Review - 100 Poems: Old and New



Disclaimer:  I received this book free from Cambridge University Press in exchange for an honest review.  I did not receive any form of compensation.

One thing that I have always loved was good poetry.  I have been forever fascinated by the way in which ancient wordsmiths could spin phrases into such beautiful verses.  This book showcases Rudyard Kiplings talent in a way that no other can.

100 Poems:  Old and New houses 25 old well loved verses as well as 75 that had only been published once or twice in the past.  Most of the 75 "new" poems have not been seen in decades.  Many vanished with the magazines of yore.

There were so many wonderful poems in this book that it was very hard to choose a favorite amongst them.  I know that I absolutely loved the poem entitled "The King".  This showcases how too many times we, as a collective whole, spend our time looking back towards days gone by instead of focusing on the shiny and new days we are experiencing now.  Kipling reminds us that even though we may be leaving something behind (such as in the poem leaving behind spears for swords) we are gaining something in exchange.

Also, while reading through the "old" poems that have been well read by most people at one time or another, you will see many phrases that have become common place.  It is surprising how poems that were written between 1882 to 1935.

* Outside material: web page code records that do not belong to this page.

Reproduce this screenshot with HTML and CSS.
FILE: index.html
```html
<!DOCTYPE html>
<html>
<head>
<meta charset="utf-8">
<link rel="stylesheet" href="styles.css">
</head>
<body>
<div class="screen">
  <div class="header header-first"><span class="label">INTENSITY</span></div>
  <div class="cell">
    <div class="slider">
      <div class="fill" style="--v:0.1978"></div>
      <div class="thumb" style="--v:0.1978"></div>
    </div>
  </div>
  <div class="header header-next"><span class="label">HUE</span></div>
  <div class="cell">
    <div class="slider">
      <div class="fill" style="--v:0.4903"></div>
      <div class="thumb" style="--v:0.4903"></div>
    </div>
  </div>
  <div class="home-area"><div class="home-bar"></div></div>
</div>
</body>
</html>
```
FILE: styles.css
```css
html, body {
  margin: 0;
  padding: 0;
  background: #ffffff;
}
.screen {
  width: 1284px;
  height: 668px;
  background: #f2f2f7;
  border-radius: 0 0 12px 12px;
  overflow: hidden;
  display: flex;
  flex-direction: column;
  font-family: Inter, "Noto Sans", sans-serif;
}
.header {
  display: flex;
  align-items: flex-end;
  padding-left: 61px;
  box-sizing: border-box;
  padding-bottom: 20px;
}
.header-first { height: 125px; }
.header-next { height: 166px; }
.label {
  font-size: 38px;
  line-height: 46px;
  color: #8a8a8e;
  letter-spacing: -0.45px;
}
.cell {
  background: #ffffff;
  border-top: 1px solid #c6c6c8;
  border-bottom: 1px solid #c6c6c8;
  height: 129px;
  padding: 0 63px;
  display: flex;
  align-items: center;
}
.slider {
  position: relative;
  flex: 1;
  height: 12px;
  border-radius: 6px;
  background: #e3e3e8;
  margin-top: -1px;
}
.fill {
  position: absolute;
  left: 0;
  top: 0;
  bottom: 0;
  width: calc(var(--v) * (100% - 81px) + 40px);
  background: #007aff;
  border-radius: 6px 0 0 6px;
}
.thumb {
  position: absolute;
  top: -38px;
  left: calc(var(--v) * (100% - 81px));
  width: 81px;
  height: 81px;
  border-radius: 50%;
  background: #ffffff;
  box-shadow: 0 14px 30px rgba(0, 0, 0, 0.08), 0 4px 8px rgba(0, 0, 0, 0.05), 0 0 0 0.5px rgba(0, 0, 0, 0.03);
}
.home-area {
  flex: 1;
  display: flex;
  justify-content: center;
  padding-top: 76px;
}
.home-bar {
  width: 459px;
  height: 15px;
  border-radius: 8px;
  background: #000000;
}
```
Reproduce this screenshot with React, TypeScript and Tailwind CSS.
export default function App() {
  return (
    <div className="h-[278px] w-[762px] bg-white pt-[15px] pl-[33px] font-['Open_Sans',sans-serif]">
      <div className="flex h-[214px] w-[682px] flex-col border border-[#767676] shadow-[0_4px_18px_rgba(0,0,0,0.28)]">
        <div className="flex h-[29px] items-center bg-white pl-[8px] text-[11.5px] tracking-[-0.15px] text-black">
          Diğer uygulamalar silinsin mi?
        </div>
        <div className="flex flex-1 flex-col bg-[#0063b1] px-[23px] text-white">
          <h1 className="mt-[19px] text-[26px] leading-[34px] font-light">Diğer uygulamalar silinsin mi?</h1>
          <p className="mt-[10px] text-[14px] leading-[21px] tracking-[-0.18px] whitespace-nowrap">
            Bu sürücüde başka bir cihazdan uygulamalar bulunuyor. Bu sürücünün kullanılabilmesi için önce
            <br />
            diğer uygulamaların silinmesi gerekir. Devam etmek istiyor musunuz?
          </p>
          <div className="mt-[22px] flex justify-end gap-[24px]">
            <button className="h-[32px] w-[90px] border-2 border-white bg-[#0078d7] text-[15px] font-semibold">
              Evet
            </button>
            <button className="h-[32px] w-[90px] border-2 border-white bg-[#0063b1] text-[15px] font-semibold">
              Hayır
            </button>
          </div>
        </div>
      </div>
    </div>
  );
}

Make sure to read the sources section as well.  Some alternate stanzas and other interesting information about the poems can be found there.  In a way, it would have been nice to have that one the same page as the poem itself instead of in another section altogether.  I can completely understand why Thomas Pinney would have wanted to leave them in a separate section so as not to interfere with the words of Kipling.  However, I really felt that it added a great deal towards the reading of the poems.  I hadn't discovered it until after I had already read through the poems.  Those little tidbits actually would enhance the experience of reading the poems instead of detracting.  However, that is just my opinion.